2nd edition however, was crazy. Much better than 1st (which was about as balanced as a drunk on a see-saw), but still crazy.
I scratch-built a Baneblade out of cardboard (it looked terrible, but I was proud because I was twelve and lacked better judgement) and fought precisely one battle with it.
After 45 mins of setting up, my Ork opponent (who was a WAAC munchkin who hated me personally - we were 'friends' through geographical proximity and a shared hobby as opposed to anything else) fired a single plasma cannon shot at the thing. Which penetrated the armour, hit the cannon's magazine, and detonated the tank.
The resulting explosion covered my half of the table in a ball of burning death which killed my ENTIRE ARMY.
Total battle time: 3 minutes.
Total time for my opponent to gloat about his 'brilliant win': two years.
Yeah, love the fluff, love the old models, nostalgia's in full effect there, but the early 40K rules set can go **** itself.
AUT TACE AUT LOQUERE MELIORA SILENTIO
4th ed was when Nidzilla and the Eldar flying circus were OP. You either had a ton of massively underpriced Hive Tyrants and Carnifexes that put out a ton of Str 6 shooting, in a time when no one had the firepower to kill that, or triple Falcons that couldn't be penetrated and forced you to reroll all damage results so they were virtually unkillable in a time when heavy anti-tank was much more expensive, filled with Harlequins that were, at the time, almost unbeatable in assault because they'd rend everything in their killzone to death and consolidate from combat to combat.
I am the Hammer.
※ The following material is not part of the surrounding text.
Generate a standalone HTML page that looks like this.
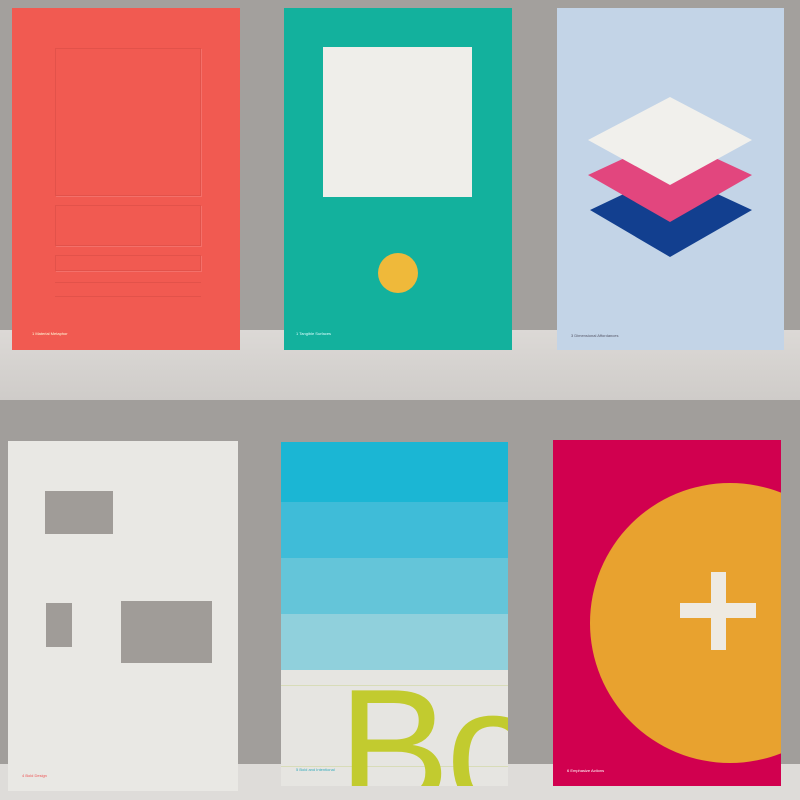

I am the right hand of my Emperor. I am the tip of His spear, I am the gauntlet about His fist. I am the woes of daemonkind. I am the Hammer.
This...Originally Posted by Psychosplodge
this is soooooo true. There were no internet forums to moan about balance issues and whatever. You only had your (small) group of friends and had some serious fun.
(That group of friends had at least 1 WAAC player who always moaned about imbalance when it not concerned his own army - which was always overcosted and not good enough )
This is probably how it would still be for most groups if it wasn't for the rise of internet forums and the need by some people to prove how terrible the game is for no other reason than to prove it. It just kills the mood when someone in your group talks about how horribly unbalanced the game is now because some joker you've never met and never will lost in three turns to some other joker you've never met and never will from halfway across the country.
Nobody is going to enjoy every game they play but when they can come and find others complaining they feel justified and hold on to that dissatisfaction for longer then they would and begin to blame every loss on whatever it is the internet is complaining about at the time.